- Born: Hemalatha 26 February 1932 Vinukonda in Madras Presidency of British India
- Died: 19 March 2008 (aged 76) Vijayawada, Andhra Pradesh, India
- Occupations: Woman empowerment, Feminist Thinker, Educator, Activist
- Spouse: Lavanam ​(m. 1960)​
- Father: Gurram Joshua
- Relatives: Goparaju Ramachandra Rao (father-in-law)

= Hemalatha Lavanam =

Indian social worker

Hemalatha Lavanam (26 February 1932 – 19 March 2008) was an Indian social reformer, writer, and atheist who protested against untouchability and the caste system. She was also a co-founder of 'Samskar' with her husband, Lavanam.

==Early life==
Hemalatha was born on 26 February 1932 at Vinukonda in Madras Presidency of British India, now in the Guntur district of Andhra Pradesh, India. She was the daughter of Telugu poet Gurram Joshua and Maryamma.

==Personal life==
She married Lavanam in 1960 and became the daughter-in-law of social reformer Goparaju Ramachandra Rao and Saraswathi Gora, who were atheist social reformers and founders of the Atheist Centre in Vijayawada.

===Reformation of denotified tribes===
Through Samskar, Lavanam and Hemlatha took part in historical surrenders of dacoits in Chambal Valley to Vinobha Bhave. Jaya Prakash Narayan inspired the couple to work on criminal rehabilitation. Hemlatha, Lavanam and volunteers from atheist centre participated actively in criminal reformation and rehabilitation in 1974 in the areas of erstwhile criminal settlements Sitanagaram, Stuartpuram, Kawali, and Kapparallathippa in Andhra Pradesh. They devoted their time to bring change in the mindset of criminal tribal shelter helped to provide alternative livelihood to criminal rehabilitated families. Hemalatha and Lavanam demanded government of Andhra Pradesh to abolish settlements. Due to their efforts, the state government took a step in abolishing the managements and declaring them as free colonies in 1976. They visited the prisoners of Stuartpuram and kept constant contact through letters. The families of settlers visited Atheist center for advice. This contact changed some hardened criminals. They motivated the criminals to change from crime culture.

===Work on Jogini===
Hemalatha and Lavanam worked on upliftment and eradication of Joginis in Nizamabad district through Samskar. Her work made the Chief Minister of Andhra Pradesh N. T. Rama Rao Government enact legislation in 1988 to eradicate the Jogini system, Kumud Ben Joshi, C. Rangarajan as Governor of Andhra pradesh oversaw the marriages for joginis in Rajbhavan, Hyderabad. Samskar founded Chelli Nilyam Sister's Home in Varni of Nizamabad district.

===Joshua Foundation===
The Joshua Foundation instituted the Joshua Sahitya Puraskaram, a national award for poets of any language who had enriched Indian literature with human values. The rationale was to promote national integration and encourage purposeful poetry.
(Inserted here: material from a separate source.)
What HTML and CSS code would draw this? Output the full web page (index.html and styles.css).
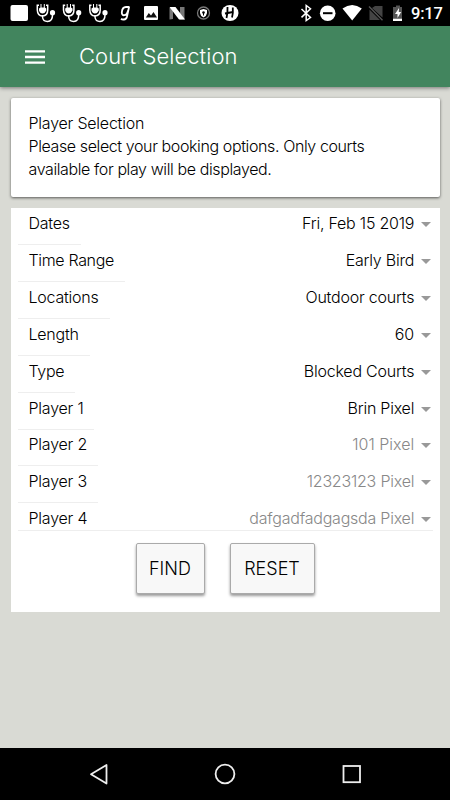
FILE: index.html
```html
<!DOCTYPE html>
<html lang="en">
<head>
<meta charset="utf-8">
<title>Court Selection</title>
<link rel="stylesheet" href="styles.css">
</head>
<body>
<div class="status">
  <svg width="290" height="26" viewBox="0 0 290 26">
    <defs>
      <g id="steth" fill="none" stroke="#fff">
        <path d="M2.500 5.200H.8V10q.2 5.800 5.200 6Q11.200 15.800 11.200 10V5.200H9.500" stroke-width="1.500"/>
        <path d="M2.500 8.500L4 7.500V4H5V7.500H7.300V4H8.300V7.500L9.800 8.500V10.500Q8.500 13.500 6 13.500Q3.500 13.500 2.500 10.500Z" fill="#fff" stroke="none"/>
        <path d="M6 15V17Q6.500 21.500 11 21.500Q16 21.300 16 15" stroke-width="1.500"/>
        <circle cx="16" cy="12.700" r="2.600" fill="#fff" stroke="none"/>
      </g>
    </defs>
    <rect x="10.500" y="5" width="17.500" height="16" rx="2" fill="#fff"/>
    <use href="#steth" x="36.500"/><use href="#steth" x="62.700"/><use href="#steth" x="89"/>
    <path d="M129 7h-3q-3.800 0-4.200 5.500q0 3 2.500 2.700q2.800-.4 3.700-4.500M129.200 6.200l-2.200 10.300q-.8 3.300-3.500 3q-1.700-.1-2.500-.8" fill="none" stroke="#fff" stroke-width="1.800"/>
    <rect x="144" y="6" width="14" height="14" rx="1" fill="#fff"/>
    <path d="M145.800 17.500l3-4.500 2.200 2.500 2.500-3.500 3.500 5.500z" fill="#111"/>
    <path d="M169.500 8l3.500-1v12l-3.500.5zM180 7h4.500v12.500H180z" fill="#777"/>
    <path d="M169.500 7h6l9.500 12.500h-6z" fill="#fff"/>
    <circle cx="203.500" cy="13" r="6" fill="none" stroke="#777" stroke-width="1.300"/>
    <path d="M200 10l3.500-1 3.500 1v3q-.3 3-3.500 4.500q-3.200-1.500-3.500-4.500z" fill="#fff"/>
    <circle cx="203.500" cy="12.500" r="1.300"/><path d="M203 12.500h1v3h-1z"/>
    <ellipse cx="230" cy="13" rx="8.500" ry="8" fill="#fff"/>
    <path d="M227.500 7q.3 6-1 11M232.800 7.500q.5 6-.8 10M225 13.500l8-1.500" stroke="#000" stroke-width="1.800" fill="none"/>
  </svg>
  <svg width="112" height="26" viewBox="290 0 112 26">
    <path d="M301.500 9l9 8.500-4.300 3V5.500l4.300 3.200-9 8.700" fill="none" stroke="#fff" stroke-width="1.500"/>
    <circle cx="327.700" cy="13.200" r="7.800" fill="#fff"/><path d="M323 12.200h9.500v2H323z"/>
    <path d="M342.500 8.500q9.700-7 19.300 0L352.200 20.500z" fill="#fff"/>
    <path d="M372 8l3-2h7.500v11.500zM369.500 9.500L380 20h-10.500z" fill="#444"/>
    <path d="M369 6.500l13.500 13.700" stroke="#555" stroke-width="1.400"/>
    <path d="M393 7h3V5.500h4V7h3v11h-10z" fill="#555"/><path d="M393 18.500h10V21h-10z" fill="#fff"/>
    <path d="M399 8l-4 6h2.500v4l3.700-6h-2.400z" fill="#fff"/>
  </svg>
  <span class="clock">9:17</span>
</div>
<header class="bar">
  <svg class="menu" width="20" height="14" viewBox="0 0 20 14"><path d="M0 1.300h20M0 7h20M0 12.700h20" stroke="#fff" stroke-width="2.300"/></svg>
  <h1>Court Selection</h1>
</header>
<main>
  <section class="card">
    <p>Player Selection</p>
    <p class="body">Please select your booking options. Only courts</p>
    <p class="body">available for play will be displayed.</p>
  </section>
  <section class="form">
    <div class="row"><span class="label">Dates</span><span class="value">Fri, Feb 15 2019</span></div>
    <div class="row"><span class="label tight">Time Range</span><span class="value">Early Bird</span></div>
    <div class="row"><span class="label">Locations</span><span class="value">Outdoor courts</span></div>
    <div class="row"><span class="label">Length</span><span class="value digits">60</span></div>
    <div class="row"><span class="label tight">Type</span><span class="value">Blocked Courts</span></div>
    <div class="row"><span class="label">Player 1</span><span class="value">Brin Pixel</span></div>
    <div class="row"><span class="label">Player 2</span><span class="value digits dim">101 Pixel</span></div>
    <div class="row"><span class="label">Player 3</span><span class="value dim">12323123 Pixel</span></div>
    <div class="row last"><span class="label">Player 4</span><span class="value dim">dafgadfadgagsda Pixel</span></div>
    <div class="actions"><button class="find">FIND</button><button class="reset">RESET</button></div>
  </section>
</main>
<nav class="nav">
  <svg width="450" height="52" viewBox="0 0 450 52" fill="none" stroke="#eee" stroke-width="1.800">
    <path d="M106.500 17v18.500L91 26.200z" stroke-linejoin="round"/><circle cx="225" cy="26" r="9.400"/><rect x="343.500" y="18" width="16.500" height="16.200"/>
  </svg>
</nav>
</body>
</html>
```

FILE: styles.css
```css
* { box-sizing: border-box; }
body { margin: 0; width: 450px; height: 800px; display: flex; flex-direction: column; overflow: hidden; background: #d9dad4; color: #000; font: 300 16px/23px Inter, sans-serif; letter-spacing: -.22px; }
.status { height: 26px; display: flex; background: #000; flex: none; letter-spacing: 0; }
.status svg { flex: none; }
.status svg + svg { width: 112px; margin-right: 9px; }
.clock { color: #fff; font: 500 16.500px/27px Roboto, sans-serif; letter-spacing: -.2px; }
.bar { height: 61px; flex: none; display: flex; align-items: center; gap: 34px; padding-left: 25px; background: #42855e; box-shadow: 0 1px 4px rgba(0,0,0,.45); }
h1 { margin: 0; color: #fff; font-size: 22px; font-weight: 300; letter-spacing: .07px; }
main { flex: 1; padding: 11px 10px 0 11px; }
.card { height: 99px; padding: 14px 17.500px; background: #fff; border-radius: 2px; box-shadow: 0 1px 3px rgba(0,0,0,.6); }
.card p { margin: 0; white-space: nowrap; }
.card .body { letter-spacing: -.39px; }
.form { height: 403.500px; margin-top: 11px; padding: 0 7px; background: #fff; }
.row { height: 36.908px; display: flex; justify-content: space-between; align-items: flex-start; }
.label { height: 37px; padding: 4px 11px 0 10.500px; border-bottom: 1px solid #eee; white-space: nowrap; }
.value { display: flex; align-items: center; gap: 6.300px; padding: 4px 2.500px 0 0; white-space: nowrap; }
.value::after { content: ""; border: 5.500px solid transparent; border-width: 5px 5.500px 0; border-top-color: #999; margin-top: 2px; }
.tight { letter-spacing: -.34px; }
.digits { letter-spacing: 0; }
.dim { color: #888; }
.last { height: 28px; border-bottom: 1px solid #eee; }
.last .label { height: 26px; border: 0; }
.actions { display: flex; gap: 25px; padding: 12px 0 0 117.500px; }
button { height: 51px; padding: 0; color: #000; font: 300 18px/49px Inter, sans-serif; background: #f8f8f8; border: 1px solid #aaa; border-radius: 2px; box-shadow: 0 2px 3px rgba(0,0,0,.4); }
.find { width: 69px; }
.reset { width: 85px; }
.nav { height: 52px; flex: none; background: #000; }
```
==Awards and recognition==
Hemalatha received her doctorate in social work from Potti Sreeramulu Telugu University in Hyderabad. The National Book Trust of India published a biography of her in the National Biography series, written by Vakulabharanam Lalitha and Kompalli Sundar. K. Viyanna Rao, the Vice-Chancellor of Acharya Nagarjuna University, released the book and presented the first copy to her husband, Lavanam.

In 2003 she received a Red and White Bravery Award from Surjit Singh Barnala, the Governor of Andhra Pradesh, for her contribution to the field of social work.

==Death==
Hemalatha suffered from ovarian cancer and died at the Atheist Centre, Vijayawada, on 19 March 2008. She was cremated without any religious rites.

== In popular culture ==
She was portrayed by Renu Desai in 2023 Telugu film Tiger Nageswara Rao.